Securing the natural environment for future generations

The British Ecological Society and the UK’s statutory nature conservation agencies are holding a conference at Manchester Metropolitan University this week, bringing together policy officials, practitioners, natural and social scientists from across the UK and internationally to set a new direction of travel for nature conservation in the UK.

Climate change, population growth, increasing land use and competition for resources all impact heavily on nature and wildlife. The changing political landscape in the UK, which is in part driven by Brexit, creates additional uncertainties and opportunities.
Where does nature conservation sit in relation to these changes?
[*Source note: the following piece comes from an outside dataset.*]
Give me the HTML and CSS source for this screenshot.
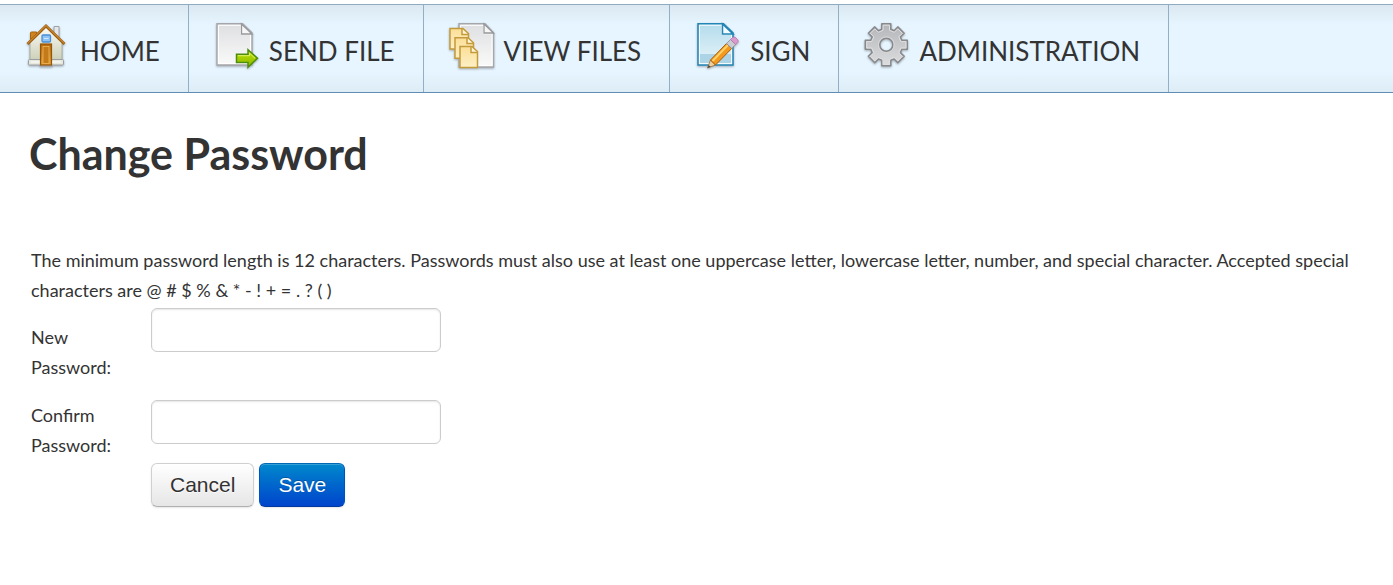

Who is nature conservation for and what should be our policy and delivery priorities?

Along with a host of invited speakers, delegates will be presenting their conservation and biodiversity research and taking part in debate sessions to address these challenges.

Keynote speakers include:

  • Baroness Barbara Young of Old Scone, House of Lords
  • Tony Juniper, WWF-UK’s Executive Director for Advocacy and Campaigns
  • Louise Macdonald, CEO of Young Scot, and Chair of the Scottish Government’s Advisory Council on Women and Girls
  • Professor Chris Thomas from the University of York, whose research focuses on the conservation of biodiversity in the Anthropocene

“Conservation often attempts to halt biological change or set restoration benchmarks based on a completely arbitrary state that is imagined to be ‘good’. This approach is not viable during a period of rapid environmental change driven by human activities. We are living in the Anthropocene, and there is no going back”, said keynote speaker Professor Chris Thomas.
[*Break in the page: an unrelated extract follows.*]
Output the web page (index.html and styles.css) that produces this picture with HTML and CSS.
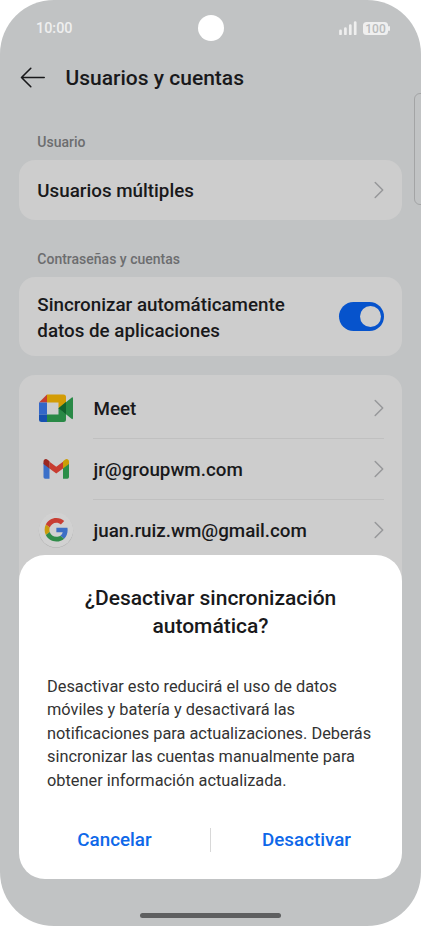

“Shifts in climate and the geographic distribution of animals and plants are inevitable, and will be changing ecosystems as we know them. We need to accept and embrace this and recognise that humans are now an important part of nature. The question is how we help living things respond flexibly to environmental change, rather than how we defend the status quo”, he added.

Professor Richard Bardgett, President of the British Ecological Society said: “Nature conservation is at a crossroads and the challenges we face will influence how we use our environment for many generations to come. This timely conference will bring together scientists, practitioners and policymakers to share ideas and foster cooperation, ensuring that future decisions are underpinned by the best scientific evidence.”

The ‘Securing Our Natural Environment for Future Generations’ symposium takes place from 23-24 May 2018 and is jointly organised by the British Ecological Society and the UK’s statutory nature conservation agencies (Joint Nature Conservation Committee, Natural Resources Wales, Natural England, Scottish Natural Heritage, and the Department of Agriculture, Environment and Rural Affairs, Northern Ireland).